What follows is a transcript of a paper read before the British Association at Dundee, in September, 1867. The original document (National Archives of Scotland, reference BR/HR/4/100) is typescript but has faded and is almost illegible in places. This transcript is an abridged version of the paper. References to many individual bridges and other engineering works have been excluded. The technical drawings, alluded to by the author, are not extant among the records of the Highland Railway Company held by the National Archives of Scotland.

The Construction and Works of the Highland Railway,
A paper read before the British Association at Dundee, in September, 1867, by Joseph Mitchell, F.R.S.E., F.R.S., C.E.

This title represents the union of several Companies in the north of Scotland, amalgamated three years ago under the name of the Highland Railway Company. The works consist of a main line from a point near Perth, extending 117 miles to the town of Forres, and a baseline running nearly at right angles to the other, extending westwards from the town of Keith by Elgin and Forres along the shores of the Moray Firth to Inverness, and thence along the Beauly, Dingwall and Dornoch Firths, northwards to Bonarbridge, measuring from Keith to Inverness 55 Miles, and from Inverness to Bonarbridge 58 miles, and making together a baseline of 113. These railways traverse the northern part of Perthshire, and are the main lines of communication through part of Banffshire and the counties of Inverness, Nairn, Moray and Ross, the whole including three branches - two to the ports of Burghhead and Findhorn in Morayshire, and the other to the village of Aberfeldy in Perthshire - and extending to 246 miles in length.

The country is fertile and comparatively flat for a distance of about 40 miles north of Perth, and also along the shores of the Moray, Dingwall and Dornoch Firths; but between Perthshire and Morayshire the line crosses two ranges of the Grampian Mountains, the one separating the valley of the Tay from that of the Spey, and the northern range separating the Spey from the valleys of the Findhorn. The large rivers which drain these mountain-regions debouch into the Tay, the Moray, the Dingwall and the Dornoch Firths. As the railway in most cases crosses those rivers near the sea, bridges of considerable magnitude are required. Besides the crossing of these rivers, other difficulties of a formidable character arose in crossing the mountains at so great an elevation, and in passing the rocky and precipitous defiles through which portions of the line had to run.

The northern counties traversed by these railways, except along the shores of the Firths are chiefly pastoral, exporting large numbers of sheep and cattle. The fisheries also are on an extensive scale; besides the salmon fisheries in the rivers, the annual take of white fish in the Moray First amounts to about 60,000 tons.
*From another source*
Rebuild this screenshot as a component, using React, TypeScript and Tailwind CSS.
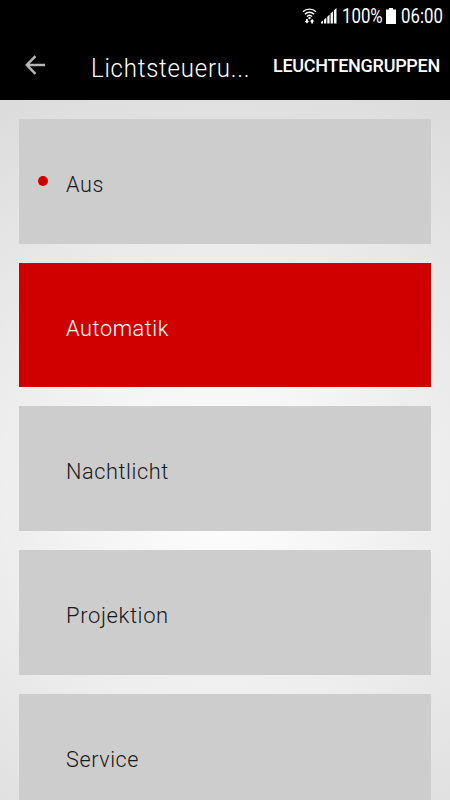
import React from 'react';

const modes = [
  { label: 'Aus', dot: true, fit: 'scale-x-[0.96]' },
  { label: 'Automatik', active: true, fit: 'scale-x-[0.965]' },
  { label: 'Nachtlicht', fit: 'scale-x-[0.965]' },
  { label: 'Projektion', fit: 'scale-x-[0.98]' },
  { label: 'Service', fit: 'scale-x-[0.96]' },
];

function WifiIcon() {
  return (
    <svg className="h-[16px] w-[15px] shrink-0" viewBox="0 0 15 16" fill="none" stroke="#fff" strokeWidth="1.4">
      <path d="M1 3.700C4.500 .2 10.500 .2 14 3.700" />
      <path d="M2.900 6.200C5.500 3.600 9.500 3.600 12.100 6.200" />
      <path d="M4.900 8.500C6.400 7 8.600 7 10.100 8.500" />
      <circle cx="7.500" cy="10" r="1.200" fill="#fff" stroke="none" />
      <path d="M4 11h1.800v1.900h1.400l-2.300 2.600-2.300-2.600H4zM9.200 15.500H11v-1.900h1.400L10.100 11l-2.300 2.600h1.400z" fill="#fff" stroke="none" />
    </svg>
  );
}

function SignalIcon() {
  return (
    <svg className="block h-[16px] w-[16px] shrink-0" viewBox="0 0 16 16" fill="#fff">
      <path d="M0 15.500V14l2-1.500v3zM3 15.500v-3.700l2.300-2.200v5.900zM6.300 15.500V8.700l2.300-2.300v9.100zM9.600 15.500V5.500l2.300-2.300v12.300zM12.900 15.500V2.300L15.500 0v15.500z" />
    </svg>
  );
}

export default function App() {
  return (
    <div className="flex h-[800px] w-[450px] flex-col overflow-hidden bg-black font-['Roboto',sans-serif]">
      <div className="flex h-8 shrink-0 items-center pl-[302px] text-white">
        <WifiIcon />
        <span className="ml-[4px]"><SignalIcon /></span>
        <span className="ml-[5px] block w-[42px] origin-left scale-x-[0.84] whitespace-nowrap text-[20px] leading-8">100%</span>
        <svg className="ml-[2px] h-[16px] w-[10px] shrink-0" viewBox="0 0 10 16" fill="#fff">
          <path d="M3 0h4v1.500h3V16H0V1.500h3z" />
        </svg>
        <span className="ml-[5px] block origin-left scale-x-[0.84] whitespace-nowrap text-[20px] leading-8">06:00</span>
      </div>
      <header className="flex h-[68px] shrink-0 items-center text-white">
        <svg className="mb-[2px] ml-[25px] h-[20px] w-[20px] shrink-0" viewBox="0 0 20 20" fill="none" stroke="#b5b5b5" strokeWidth="2.500">
          <path d="M20 10H2M10.500 1.100L1.800 10l8.700 8.900" />
        </svg>
        <h1 className="ml-[45.500px] w-[182.500px] origin-left scale-x-[0.96] whitespace-nowrap pt-[6px] text-[25px] font-light tracking-[0.8px]">Lichtsteueru...</h1>
        <span className="whitespace-nowrap pb-[1px] text-[18px] font-medium tracking-[-0.28px]">LEUCHTENGRUPPEN</span>
      </header>
      <main className="flex h-[700px] flex-col gap-[19.05px] bg-[radial-gradient(circle_450px_at_220px_390px,#ffffff,#dbdbdb)] px-[19px] pt-[18.9px]">
        {modes.map((m) => (
          <button
            key={m.label}
            className={`flex h-[124.7px] shrink-0 items-center text-left ${m.active ? 'bg-[#d00000] text-white' : 'bg-[#cdcdcd] text-[#181818]'}`}
          >
            <span className={`ml-[18.500px] size-[10px] rounded-full ${m.dot ? 'bg-[#d00000]' : ''}`} />
            <span className={`ml-[18.500px] origin-left pt-[7px] text-[22.500px] font-light tracking-[0.6px] ${m.fit}`}>{m.label}</span>
          </button>
        ))}
      </main>
    </div>
  );
}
The object of the promoters, therefore, was to sweep the fertile shores of the Moray Firth, and to send the produce of the country by the most direct route to Perth, across the mountains, thus saving a detour by Aberdeen of nearly 60 miles. In laying out the main line and crossing the Grampians between Perth and Forres, long and steep inclines could not be avoided, but there is no steeper gradient than 1 in 70 throughout. The line to Blair, 36 miles from Perth, rises only 443 feet above the level of the sea, but from Blair to the summit of the southern range of the Grampians, a distance of 17 miles, the line rises 1045 feet, making the extreme summit of 1488 feet above the sea. In this distance there are gradients for 10 continuous miles of 1 in 72 and 1 in 70, and in the remaining 7 miles the inclines vary from 1 in 78 to 1 in 110. After passing this summit the line descends into the valley of the Spey, falling 747 feet in 18 miles, the steepest gradient being 1 in 80. On crossing the Spey, the line is comparatively level for a distance of 24 miles, when it again ascends by gradients of 1 in 84, 80 and 100, in order to pass the northern ridge which separates the valley of the Spey from that of the Findhorn. This summit is 1046 feet above sea-level. It afterwards descends to Forres (the point of the junction with the base-line) by gradients, the steepest of which are 1 in 70 for 8 miles, and 1 in 76 for 4 miles.